2008 Winner: Liza Wieland

Judged by Peter Ho Davies

Liza Wieland Liza Wieland is the author of four previous works of fiction: The Names of the Lost, Discovering America, You Can Sleep While I Drive, and Bombshell, as well as a volume of poems, Near Alcatraz. Her work has been awarded two Pushcart Prizes, as well as fellowships from the National Endowment for the Arts, the Christopher Isherwood Foundation and the North Carolina Arts Council. She teaches creative writing and literature at East Carolina University in Greenville, NC.

Of the book, Peter Ho Davies writes, "Conjuring the entwined lives of teachers and students in two schools (and two generations) on either side of the Atlantic, A Watch of Nightingales stands alongside The Prime of Miss Jean Brodie and Goodbye, Mr Chips as a testament to the responsibilities, rewards, and risks of teaching. This is a book of luminous insight and quiet but telling wisdom, about youth and maturity and the bridge of loss and remorse that connects them. Liza Wieland's is a mature and deeply moving vision, conveyed in prose that sings as sure and clear as the birds of her title."

2007 Winners: Wendy Rawlings and Elaine Ford

Judged by Michael Byers and Laura Kasischke

Wendy Rawlings Wendy Rawlings is the author of the short story collection Come Back Irish (The Ohio State University Press, 2001) and has published stories and essays in The Atlantic Monthly, Tin House, AGNI, Cincinnati Review and other magazines. She teaches in and currently directs the MFA program in Creative Writing at the University of Alabama. The Agnostics is her first novel.

Michael Byers writes: "Full of drama large and small, packed to the rafters with intelligent observation, and memorably thoughtful, The Agnostics is a consistent pleasure. Funny, lively, knowing and generous, Rawlings moves effortlessly from the minute negotiations of family existence to the big, often neglected questions that haunt and enrich our lives from beginning to end."

Elaine Ford Elaine Ford is the author of five novels. For her fiction she has received two National Endowment for the Arts grants and a Guggenheim Fellowship. She is Professor Emerita at the University of Maine, where she taught creative writing and literature. Presently she lives in Harpswell, Maine.

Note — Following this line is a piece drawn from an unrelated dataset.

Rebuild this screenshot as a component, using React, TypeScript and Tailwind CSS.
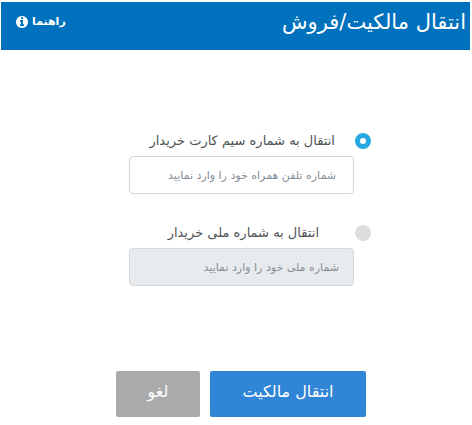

"Elaine Ford's The American Wife roams the territory between the intellect and the heart," writes Laura Kasischke. "She writes of the human condition with precision, in language that is both grave and conversational. Her characters step out of the real world onto the page, where she develops them quietly, but with compassionate fullness. This writer grips the reader with her keen knowledge of the psyche of individuals—their motives and secrets—and also with the surprising things that happen to them."

2006 Winners: Jean McGarry and Joan Frank

Judged by Laura Kasischke and Eileen Pollack

Jean McGarry Jean McGarry is the author of six previous books of fiction: Airs of Providence, The Very Rich Hours, The Courage of Girls, Home at Last, Gallagher's Travels, and Dream Date. She is a professor of fiction at The Writing Seminars at Johns Hopkins University. A Bad and Stupid Girl is her third novel.

Eileen Pollack calls A Bad and Stupid Girl "a jewel of a novel, every facet perfectly placed and shining. Jean McGarry's exquisite prose leaves one breathless with admiration, and her creations remain in the reader's mind like college roommates one loved and now misses and longs to see again."

"A gemlike portrait," writes Laura Kasischke, "A Bad and Stupid Girl takes us on a journey of epic proportions into the psyches of two young women who are both creatures of their time and heartbreakingly familiar. The novel is funny, and moving, and revelatory. It traces the evolution of an unready adulthood with unsentimental accuracy. A graceful work, full of triumph and surprise."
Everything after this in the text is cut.